[Python-Dev] PEP 383 (again)
Duncan Booth
duncan.booth at suttoncourtenay.org.uk
Tue Apr 28 15:22:45 CEST 2009
Hrvoje Niksic <hrvoje.niksic at avl.com> wrote:
> Assume a UTF-8 locale. A file named b'\xff', being an invalid UTF-8
> sequence, will be converted to the half-surrogate '\udcff'. However,
> a file named b'\xed\xb3\xbf', a valid[1] UTF-8 sequence, will also be
> converted to '\udcff'. Those are quite different POSIX pathnames; how
> will Python know which one it was when I later pass '\udcff' to
> open()?
>
>
> [1]
> I'm assuming that it's valid UTF8 because it passes through Python
> 2.5's '\xed\xb3\xbf'.decode('utf-8'). I don't claim to be a UTF-8
> expert.
I'm not a UTF-8 expert either, but I got bitten by this yesterday. I was
uploading a file to a Google Search Appliance and it was rejected as
invalid UTF-8 despite having been encoded into UTF-8 by Python.
The cause was a byte sequence which decoded to a half surrogate similar to
your example above.
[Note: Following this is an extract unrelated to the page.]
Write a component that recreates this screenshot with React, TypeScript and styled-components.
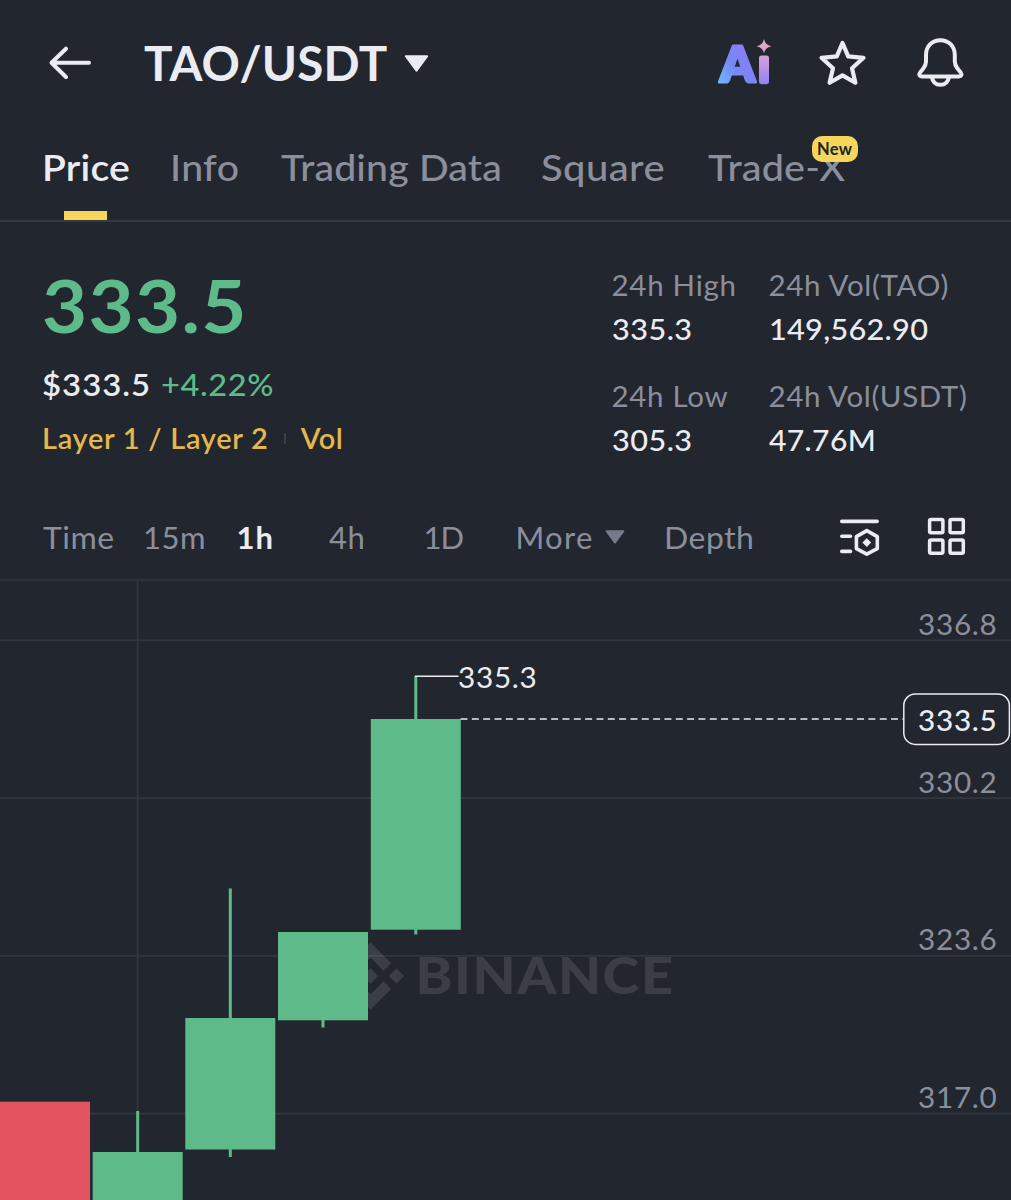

Python will happily decode and encode such sequences,
but as I found to my cost other systems reject them.
Reading wikipedia implies that Python is wrong to accept these sequences
and I think (though I'm not a lawyer) that RFC 3629 also implies this:
"The definition of UTF-8 prohibits encoding character numbers between
U+D800 and U+DFFF, which are reserved for use with the UTF-16 encoding form
(as surrogate pairs) and do not directly represent characters."
and
"Implementations of the decoding algorithm above MUST protect against
decoding invalid sequences."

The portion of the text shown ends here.